総括論(1):社長とは?
本連載もまとめの総括論に入る。その第1回目は、そもそも社長とは、どういう存在かという私見を述べたい。
ただし、社長とはいっても、私自身が実体験として語れるのは、ゼロから創業したベンチャー企業の社長である。それは、一部上場企業のような大企業の社長とは、まったく違うものであろうし、私にはそちらを語る資格も経験もない。
さて、創業社長の特徴は、とにかく事業へのこだわりが強い。作った会社は、自分の子供のようなもので、出来の良し悪しには関係なく、自分の分身のような感覚を覚えるものだ。むしろ、出来の悪い方が、可愛いという点では、子どもと同じかもしれない。

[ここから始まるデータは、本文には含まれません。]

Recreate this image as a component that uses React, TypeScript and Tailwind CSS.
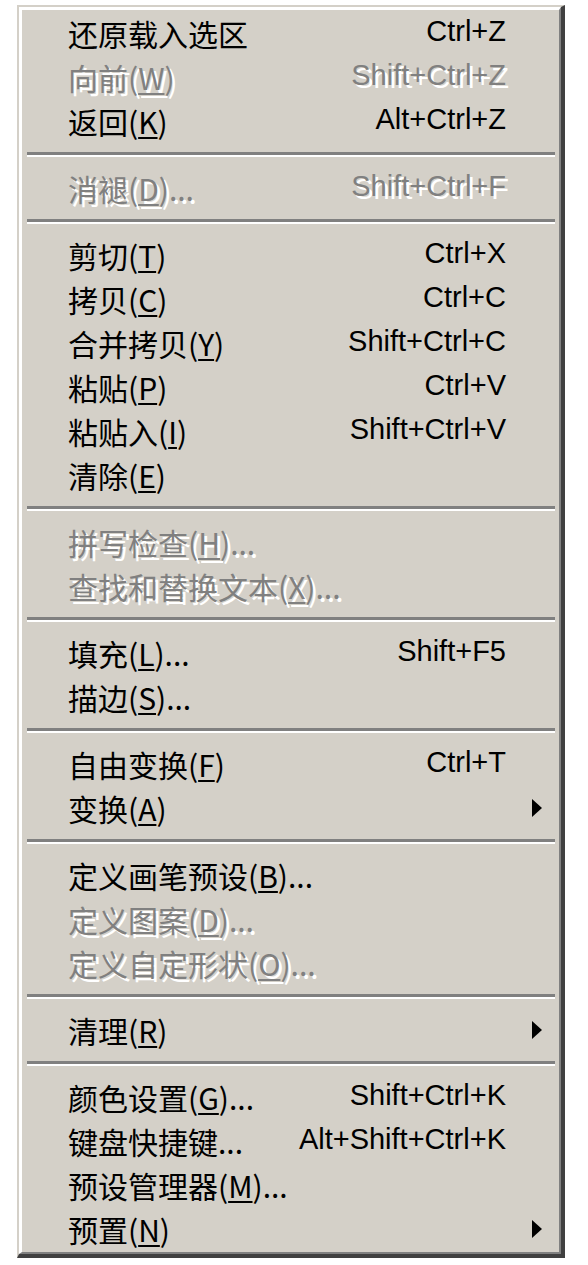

会社の創業理念や社名にも、自分の志と思いを込める。自分自身の生き様そのものであり、日々の生活と一体化する。
朝から晩まで、会社のことばかり考え、時には夢の中でも会社のことを心配している。ある種の「狂の世界」にいるようなものだが、自分ではまったく違和感がない。時として、周りが見えなくなり、自分の世界に没入する。
ある時は、大きな夢を語り、ある時は、些細なことにくよくよし落ち込む。創業社長というのは、とてもまともな人格では勤まらない。かなり分裂的、躁鬱的である。
創業後、数年間は「ベンチャー死の谷」に急降下。日々、お金がなくなっていく。その気分は、恐怖を超えた快感かもしれない。
などなど、いろいろと表現しても語り尽くせない。やはり、創業は自らやってみるしかない。
若い人には、とにかくチャレンジして欲しい。そこにはやった人だけが分かるユニークな世界が待っている。
そして、創業社長は一度やったらやめられないのである。